-- Begin --

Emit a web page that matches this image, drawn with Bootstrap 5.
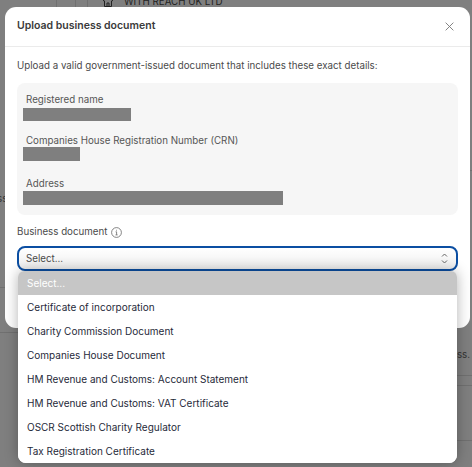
<!DOCTYPE html>
<html lang="en">

<head>
    <meta charset="UTF-8">
    <meta name="viewport" content="width=device-width, initial-scale=1.0">
    <title>Upload business document</title>
    <link href="https://cdn.jsdelivr.net/npm/bootstrap@5.3.3/dist/css/bootstrap.min.css" rel="stylesheet"
        crossorigin="anonymous">
    <style>
        html, body { height: 467px; overflow: hidden; }
        body { background: #7f7f7f; font-family: Inter, "Liberation Sans", sans-serif; font-size: 9.75px; color: #3d3d3d; position: relative; }

        /* page behind the dialog */
        .behind-name { position: absolute; left: 124px; top: -5px; font-size: 9.750px; line-height: 14px; color: #222; white-space: nowrap; }
        .behind-icon { position: absolute; left: 102px; top: -3px; }
        .behind-line { position: absolute; background: #707070; }
        .line-a { left: 56px; top: 0; width: 1px; height: 7px; }
        .line-b { left: 75px; top: 0; width: 1px; height: 7px; }
        .line-c { left: 87px; top: 0; width: 1px; height: 7px; }
        .line-d { left: 457px; top: 375px; width: 15px; height: 1px; }
        .line-e { left: 457px; top: 385px; width: 15px; height: 1px; }
        .line-f { left: 457px; top: 440px; width: 15px; height: 1px; }
        .line-g { left: 0; top: 287px; width: 5px; height: 1px; }
        .line-h { left: 0; top: 332px; width: 18px; height: 1px; }
        .line-i { left: 470px; top: 170px; width: 2px; height: 1px; }
        .behind-txt { position: absolute; color: #333; line-height: 14px; white-space: nowrap; }
        .txt-left { left: -3px; top: 192px; }
        .txt-right { right: 2px; top: 348px; }

        .doc-modal { position: relative; width: 465px; margin: 7px 0 0 5px; height: 321px; border: 0; border-radius: 11px; background: #fff; }
        .doc-modal .modal-header { height: 40px; padding: 0 12px; border-bottom: 1px solid #ebebeb; }
        .doc-modal .modal-title { font-size: 10.500px; font-weight: 600; line-height: 14px; color: #3a3a3a; margin-top: -1px; }
        .doc-modal .modal-body { padding: 0 12px; }
        .intro { margin: 12px 0 0; line-height: 14px; color: #4a4a4a; }
        .details-box { margin-top: 10px; height: 132px; padding: 10px 9px 0 6px; border-radius: 8px; background: #f6f6f6; }
        .details-box dt { font-weight: 400; line-height: 14px; margin: 0 0 0 3px; color: #555; }
        .details-box dd { background: #7f7f7f; margin-bottom: 0; }
        .details-box dt.crn-label { margin-top: 13px; }
        .details-box dt.address-label { margin-top: 16px; }
        .redact-name { width: 108px; height: 13px; margin-top: 1px; }
        .redact-crn { width: 57px; height: 14px; margin-top: -1px; }
        .redact-address { width: 260px; height: 14px; }
        .field-label { margin-top: 10px; line-height: 14px; color: #4a4a4a; }
        .fake-select { margin-top: 7px; height: 25px; padding: 0 8px 0 7px; border: 2px solid #0b4ea2; border-radius: 8px; background: linear-gradient(#fff, #efefef); line-height: 14px; color: #4a4a4a; }
        .doc-menu { position: absolute; left: 18px; top: 271px; width: 439px; border-radius: 6px 6px 8px 8px; overflow: hidden; background: #fff; box-shadow: 0 0 14px rgba(0, 0, 0, .3); z-index: 2; }
        .doc-menu .list-group-item { height: 24px; padding: 0 9px; border: 0; border-radius: 0; font-size: 10px; line-height: 24px; color: #1f2a3a; background: #fff; }
        .doc-menu .list-group-item.is-current { background: #c6c6c6; color: #fff; }
    </style>
    <script src="https://cdn.jsdelivr.net/npm/bootstrap@5.3.3/dist/js/bootstrap.bundle.min.js"
        crossorigin="anonymous"></script>
</head>

<body>
    <!-- page behind -->
    <div class="behind-line line-a"></div>
    <div class="behind-line line-b"></div>
    <div class="behind-line line-c"></div>
    <div class="behind-line line-d"></div>
    <div class="behind-line line-e"></div>
    <div class="behind-line line-f"></div>
    <div class="behind-line line-g"></div>
    <div class="behind-line line-h"></div>
    <div class="behind-line line-i"></div>
    <svg class="behind-icon" width="12" height="10" viewBox="0 0 12 10" fill="none" stroke="#222">
        <path d="M1 4 6 0l5 4M2.500 4v5.500h7V4M5 9.500V6h2v3.500" />
    </svg>
    <div class="behind-name">WITH REACH UK LTD</div>
    <div class="behind-txt txt-left">ss</div>
    <div class="behind-txt txt-right">ss.</div>

    <div class="modal-content doc-modal">
        <div class="modal-header d-flex align-items-center justify-content-between">
            <h5 class="modal-title">Upload business document</h5>
            <svg class="me-1" width="9" height="9" viewBox="0 0 10 10" stroke="#777" stroke-width="1">
                <path d="M.700.700l8.600 8.600M9.300.700.700 9.300" />
            </svg>
        </div>
        <div class="modal-body">
            <p class="intro">Upload a valid government-issued document that includes these exact details:</p>
            <dl class="details-box mb-0">
                <dt>Registered name</dt>
                <dd class="redact-name"></dd>
                <dt class="crn-label">Companies House Registration Number (CRN)</dt>
                <dd class="redact-crn"></dd>
                <dt class="address-label">Address</dt>
                <dd class="redact-address"></dd>
            </dl>
            <div class="field-label d-flex align-items-center gap-1">
                Business document
                <svg width="11" height="11" viewBox="0 0 11 11" fill="none" stroke="#666" stroke-width=".8">
                    <circle cx="5.500" cy="5.500" r="4.900" />
                    <path d="M4.600 4.800h1v3M4.500 7.900h2.100M5.500 2.800v.8" />
                </svg>
            </div>
            <div class="fake-select d-flex align-items-center justify-content-between">
                <span>Select...</span>
                <svg width="7" height="11" viewBox="0 0 7 11" fill="none" stroke="#666" stroke-width="1">
                    <path d="M1 3.500 3.500 1 6 3.500M1 7.500 3.500 10 6 7.500" />
                </svg>
            </div>
        </div>
    </div>

    <div class="list-group doc-menu">
        <div class="list-group-item is-current">Select...</div>
        <div class="list-group-item">Certificate of incorporation</div>
        <div class="list-group-item">Charity Commission Document</div>
        <div class="list-group-item">Companies House Document</div>
        <div class="list-group-item">HM Revenue and Customs: Account Statement</div>
        <div class="list-group-item">HM Revenue and Customs: VAT Certificate</div>
        <div class="list-group-item">OSCR Scottish Charity Regulator</div>
        <div class="list-group-item">Tax Registration Certificate</div>
    </div>
</body>

</html>
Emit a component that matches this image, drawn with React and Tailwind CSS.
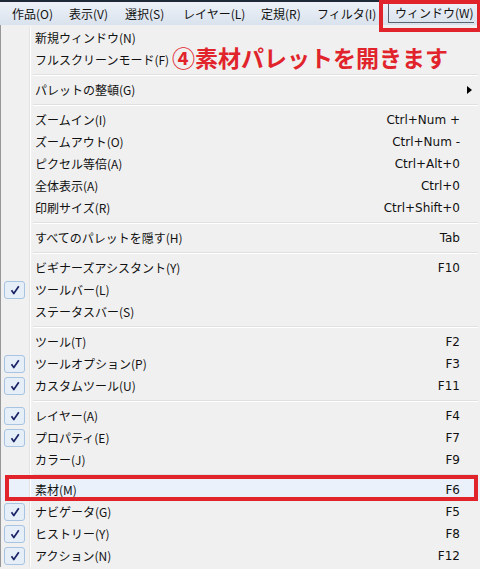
import React from "react";

const jp = { fontFamily: '"Noto Sans CJK JP", "Noto Sans", sans-serif' };
const latin = { fontFamily: '"DejaVu Sans", "Noto Sans CJK JP", sans-serif' };

const menus = [
  { label: "作品(O)", w: "w-[57px]" },
  { label: "表示(V)", w: "w-[56px]" },
  { label: "選択(S)", w: "w-[58px]" },
  { label: "レイヤー(L)", w: "w-[78px]" },
  { label: "定規(R)", w: "w-[56px]" },
  { label: "フィルタ(I)", w: "w-[71px]" },
];

const items = [
  { label: "新規ウィンドウ(N)" },
  { label: "フルスクリーンモード(F)" },
  "sep",
  { label: "パレットの整頓(G)", sub: true },
  "sep",
  { label: "ズームイン(I)", key: "Ctrl+Num +" },
  { label: "ズームアウト(O)", key: "Ctrl+Num -" },
  { label: "ピクセル等倍(A)", key: "Ctrl+Alt+0" },
  { label: "全体表示(A)", key: "Ctrl+0" },
  { label: "印刷サイズ(R)", key: "Ctrl+Shift+0" },
  "sep",
  { label: "すべてのパレットを隠す(H)", key: "Tab" },
  "sep",
  { label: "ビギナーズアシスタント(Y)", key: "F10" },
  { label: "ツールバー(L)", checked: true },
  { label: "ステータスバー(S)" },
  "sep",
  { label: "ツール(T)", key: "F2" },
  { label: "ツールオプション(P)", key: "F3", checked: true },
  { label: "カスタムツール(U)", key: "F11", checked: true },
  "sep",
  { label: "レイヤー(A)", key: "F4", checked: true },
  { label: "プロパティ(E)", key: "F7", checked: true },
  { label: "カラー(J)", key: "F9" },
  "sep",
  { label: "素材(M)", key: "F6", active: true },
  { label: "ナビゲータ(G)", key: "F5", checked: true },
  { label: "ヒストリー(Y)", key: "F8", checked: true },
  { label: "アクション(N)", key: "F12", checked: true },
];

const Check = () => (
  <div className="ml-[3px] mt-[2px] w-[21px] h-[18px] rounded-[3px] border border-[#a9c3e2] bg-[#e6eef8] flex items-center justify-center">
    <svg width="10" height="10" viewBox="0 0 10 10">
      <path d="M1.5 5.2 L3.8 8.5 L8.8 1.2" fill="none" stroke="#1b2466" strokeWidth="1.7" strokeLinejoin="round" />
    </svg>
  </div>
);

const Gutter = ({ children }) => (
  <div className="flex shrink-0 h-full">
    <div className="w-[28px] h-full">{children}</div>
    <div className="w-px h-full bg-[#e2e3e3]" />
    <div className="w-px h-full bg-white" />
  </div>
);

export default function App() {
  return (
    <div className="relative w-[480px] h-[569px] overflow-hidden bg-[#f0f0f0]" style={jp}>
      {/* menu bar */}
      <div className="h-[25px] border-t-2 border-[#1f2a38] bg-gradient-to-b from-[#eef2f8] to-[#d9e2ed] flex items-center pl-[12px] text-[12px] text-[#111]">
        {menus.map((m) => (
          <div key={m.label} className={`${m.w} shrink-0 whitespace-nowrap`}>
            {m.label}
          </div>
        ))}
        <div className="h-[19px] border-l border-b border-[#5a6470] pl-[6px] flex items-center whitespace-nowrap">
          ウィンドウ(W)
        </div>
      </div>

      {/* dropdown */}
      <div className="border-l border-[#979797] pt-[2px] text-[12px] text-[#111]">
        {items.map((it, i) =>
          it === "sep" ? (
            <div key={i} className="flex h-[8px]">
              <Gutter />
              <div className="flex-1 flex flex-col justify-center pl-[2px] pr-[2px]">
                <div className="h-px bg-[#e0e0e0]" />
                <div className="h-px bg-white" />
              </div>
            </div>
          ) : (
            <div key={i} className={`flex h-[22px] ${it.active ? "bg-[#eaf1fa]" : ""}`}>
              <Gutter>{it.checked && <Check />}</Gutter>
              <div className="flex-1 flex items-center pl-[4px] pr-[20px]">
                <span className="whitespace-nowrap">{it.label}</span>
                <span className="ml-auto whitespace-nowrap" style={latin}>
                  {it.key}
                </span>
                {it.sub && (
                  <svg width="5" height="8" viewBox="0 0 5 8" className="mr-[-12px]">
                    <path d="M0 0 L5 4 L0 8 Z" fill="#000" />
                  </svg>
                )}
              </div>
            </div>
          )
        )}
      </div>

      {/* annotations */}
      <div className="absolute left-[379px] top-0 w-[102px] h-[32px] border-4 border-[#e1242b]" />
      <div className="absolute left-[5px] top-[475px] w-[473px] h-[26px] border-4 border-[#e1242b]" />
      <div className="absolute left-[172px] top-[46px] text-[23px] font-bold leading-none text-[#e1242b] whitespace-nowrap">
        ④素材パレットを開きます
      </div>
    </div>
  );
}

-- End --

### YOUR GOAL
From the records above, work out how many lines contain the string "this". Give only the number.

### THE RESPONSE
2